屋久島のモッチョム岳を小さくしたような展望だわ、こいつは。


(左)浜名湖が見えるが・・・ (右)ふじ〜〜!

頂上部分は岩が何層かに重なっていて、けっこう広さがある。10人は滞在できるだろう。岩の端のほうには岩登り用のハーケンなどが打ち込まれている。
東側の岩からは浜名湖が見え、その向こうにうっすらと白く光るのは富士山ではないか。そうか、すぐそこが静岡県やもんね。
ふーむ、もう少しあったかくなれば、ここは最高のお昼寝場所だなぁ〜。

眺めをしばし堪能してから、登ってきた北側の尾根筋へと岩場を降りた。
さっきは東側から無理やり来たけど、西側に下ってゆく小径が続いているのでそれをたどってみる。
すると舗装された用水路脇へポンと出た。用水路に沿って道はさらに北へ続いているが、出発地点(南側の正面)へ戻るには立岩の西側を迂回すべきだな。
用水路の南側どんつきの土手に、南へ降りてゆくチビ階段を発見した。それを下ると道は再び立岩を取り巻く森に入る。そして立岩の西側を露岩近くまで登り直し、肩を越えて、南側の森へと下っていった。


(左)用水路からすぐ左に折れてここを下る (右)立て看板があるということはこれが正規の道らしい

入山禁止の立て看板を過ぎると、岩と森に囲まれた、ちょっとした広場のようなところに出た(左下写真)。あー俺こういうとこ好きやなー。ここに小屋掛けして隠れ住んでみたいものだ。


(左)梁山泊を感じる (右)ここに出た

そのまま進むと、最初の神社の奥宮の手前に出た。なんやここから入ればよかったのか・・・。
この日歩いたルートは下の図のようになる。


(左)青線を反時計回りした。いちばん下の出発地点は「喫茶立岩」 (右)再び新所原駅から。
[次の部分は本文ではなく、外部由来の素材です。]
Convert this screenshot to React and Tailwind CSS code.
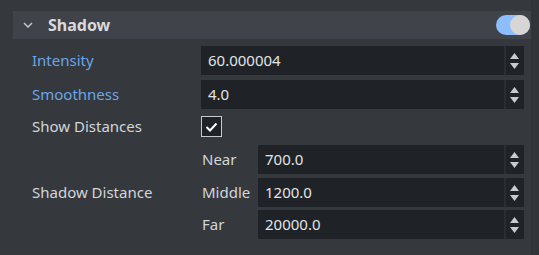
import React from 'react';

const Spinner = () => (
    <div className="flex w-[18px] flex-col items-center justify-center gap-[4px] pr-[2px]">
        <svg width="9" height="6" viewBox="0 0 9 6"><path d="M4.5 0 L9 6 L0 6 Z" fill="#c9cacc" /></svg>
        <svg width="9" height="6" viewBox="0 0 9 6"><path d="M0 0 L9 0 L4.5 6 Z" fill="#c9cacc" /></svg>
    </div>
);

const NumberInput = ({ value }) => (
    <div className="flex h-[29px] flex-1 bg-[#1f2226]">
        <div className="flex flex-1 items-center pl-[7px] text-[15px] text-[#e2e4e6]">{value}</div>
        <div className="w-[2px] bg-[#2a2d31]" />
        <Spinner />
    </div>
);

const Row = ({ label, blue, children, className = '' }) => (
    <div className={`flex items-center pr-[7px] ${className}`}>
        <div className={`w-[201px] shrink-0 pl-[32px] text-[15px] ${blue ? 'text-[#6ba6e6]' : 'text-[#d3d6da]'}`}>{label}</div>
        {children}
    </div>
);

const SubRow = ({ label, value, className = '' }) => (
    <div className={`flex items-center ${className}`}>
        <div className="w-[57px] shrink-0 pl-[1px] text-[15px] text-[#d3d6da]">{label}</div>
        <NumberInput value={value} />
    </div>
);

const App = () => {
    return (
        <div className="flex h-[255px] w-[539px] bg-[#35383d]" style={{ fontFamily: '"Noto Sans", "Open Sans", sans-serif' }}>
            <div className="flex flex-1 flex-col">
                {/* section header */}
                <div className="ml-[13px] mt-[11px] flex h-[28px] items-center bg-[#40434a]">
                    <svg className="ml-[10px]" width="10" height="6" viewBox="0 0 10 6">
                        <path d="M1 1 L5 5 L9 1" stroke="#c4c6c9" strokeWidth="1.5" fill="none" />
                    </svg>
                    <span className="ml-[15px] text-[16px] font-bold text-[#d9dbde]">Shadow</span>
                    <div className="ml-auto mr-[1px] flex h-[20px] w-[34px] items-center justify-end rounded-full bg-[#8cbdff]">
                        <div className="h-[20px] w-[20px] rounded-full bg-[#d8d5d5]" />
                    </div>
                </div>

                <Row label="Intensity" blue className="mt-[7px]">
                    <NumberInput value="60.000004" />
                </Row>
                <Row label="Smoothness" blue className="mt-[5px]">
                    <NumberInput value="4.0" />
                </Row>
                <Row label="Show Distances" className="mt-[7px] h-[21px]">
                    <div className="flex h-[21px] w-[21px] items-center justify-center border border-[#c9cacc] bg-[#1f2226]">
                        <svg width="13" height="10" viewBox="0 0 13 10">
                            <path d="M1.5 5 L5 8.5 L11.5 1.5" stroke="#ffffff" strokeWidth="2" fill="none" />
                        </svg>
                    </div>
                </Row>
                <Row label="Shadow Distance" className="mt-[8px]">
                    <div className="flex flex-1 flex-col">
                        <SubRow label="Near" value="700.0" />
                        <SubRow label="Middle" value="1200.0" className="mt-[4px]" />
                        <SubRow label="Far" value="20000.0" className="mt-[3px]" />
                    </div>
                </Row>
            </div>
            <div className="w-[8px] bg-[#313439]" />
        </div>
    );
};

export default App;
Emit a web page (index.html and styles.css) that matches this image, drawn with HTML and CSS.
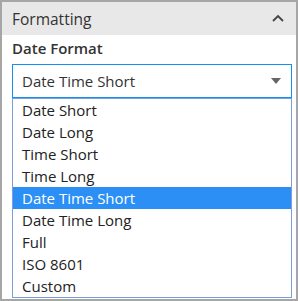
FILE: index.html
```html
<html>

<head>
    <title>Formatting</title>
    <link rel="stylesheet" href="styles.css">
</head>

<body>
    <div class="panel">
        <div class="panelHeader">
            <span>Formatting</span>
            <svg class="chevron" width="12" height="8" viewBox="0 0 12 8">
                <path d="M1 7 L6 2 L11 7" fill="none" stroke="#444" stroke-width="1.8" />
            </svg>
        </div>
        <div class="panelBody">
            <div class="fieldLabel">Date Format</div>
            <div class="selectBox">
                <span>Date Time Short</span>
                <svg class="caret" width="10" height="6" viewBox="0 0 10 6">
                    <path d="M0 0 L10 0 L5 6 Z" fill="#666" />
                </svg>
            </div>
            <ul class="optionList">
                <li>Date Short</li>
                <li>Date Long</li>
                <li>Time Short</li>
                <li>Time Long</li>
                <li class="selected">Date Time Short</li>
                <li>Date Time Long</li>
                <li>Full</li>
                <li>ISO 8601</li>
                <li>Custom</li>
            </ul>
        </div>
    </div>
</body>

</html>
```
FILE: styles.css
```css
body {
    margin: 0;
    font-family: "Open Sans", "Noto Sans", sans-serif;
    color: #333;
}

.panel {
    width: 298px;
    height: 301px;
    box-sizing: border-box;
    border: 2px solid #a6a6a6;
    background: #fff;
}

.panelHeader {
    height: 33px;
    background: #e8e8e8;
    display: flex;
    align-items: center;
    justify-content: space-between;
    padding: 0 12px 0 10px;
    font-size: 15.5px;
    color: #333;
}

.chevron {
    margin-top: -2px;
}

.panelBody {
    padding: 2px 4px 0 10px;
}

.fieldLabel {
    font-size: 15px;
    font-weight: 600;
    height: 27px;
    line-height: 22px;
}

.selectBox {
    height: 32px;
    border: 1px solid #1590f0;
    display: flex;
    align-items: center;
    justify-content: space-between;
    padding: 0 10px 0 9px;
    font-size: 15px;
}

.optionList {
    list-style: none;
    margin: 0;
    padding: 0;
    border: 1px solid #7b9fd6;
    border-top-color: #7b9fd6;
    font-size: 15px;
}

.optionList li {
    height: 22px;
    line-height: 22px;
    padding-left: 9px;
    color: #222;
}

.optionList li.selected {
    background: #2b8ff6;
    color: #fff;
}
```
さらば立岩

山の名前がわからなかったために、事前にネットでの下調べもできないまま来たけど、あとで「立岩」で調べてみたら、岩登り記録やら里山ハイクやらいろいろ出てくるやないの(とくにこのサイトにくわしい)。
やっぱり俺のコースとは逆に、奥宮手前から森に入って西側から登るのが正解だ。